As an aside, I'm not sure the offender appreciated the view that people had of the horsey-girls.  It paid to keep fairly low-key about riding because once discovered, there was an inevitable accusation of being privileged or spoilt.  I was certainly the former (see: bed to sleep in, two parents, no domestic violence and money to spend on extra-curricular pursuits) and probably the latter (see: teenage attitude) but at my high school either could be the kiss of death to your social life.

NOT SURE THIS IS THE HORSEY GIRL MY PEERS circa 1996 HAD IN MIND.  STILL, TOO GOOD NOT TO INCLUDE.  YOU'RE WELCOME. 

The thing is, she was probably right.  I have tried my hand at all sorts of things because other people were doing them and I thought it was cool and I SO DESPERATELY WANTED TO BE COOL.  Often the results were less than stirling (see for e.g. my career as the single most uncoordinated hockey player of all time, my attempts to do a keg stand but inhaling beer by accident, the time I bought a pleather jacket because that's what the kids were wearing then couldn't take it off on school mufti day because of the sweat patches). 

But I look back now and it really doesn't bother me that I was a bit of a try-hard.  Isn't that just part and parcel of working out who you really are?  I still do it I guess, but I'd like to think I've moderated it a bit (i.e. I know that you do not have to go out and get wankered with your colleagues in order to have friends at the office.  You just have to get marginally pissed.  Completely pissed is for mugs). 

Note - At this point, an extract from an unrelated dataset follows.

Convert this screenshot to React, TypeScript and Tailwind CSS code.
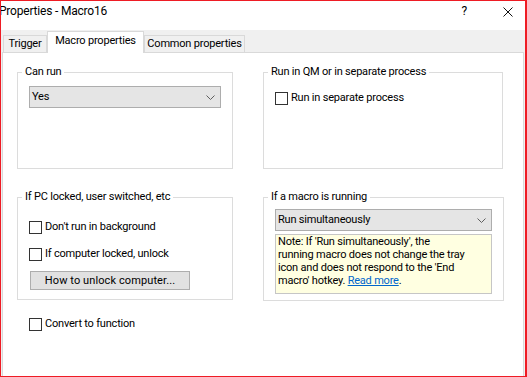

I don't wish to sound all woe-is-me and I-now-appreciate-me-for-me because I think I've never really suffered from any self-esteem issues that went beyond the pale (you're probably thinking Jesus H, her head's stuffed way far up her own ass and she's still a GD try-hard but fuck me, I'm just comparing my general self esteem issues with the crap that some women are tortured with, so, well, yeah).  What I do wish to acknowledge is that criticism can suck but sometimes, you can own it.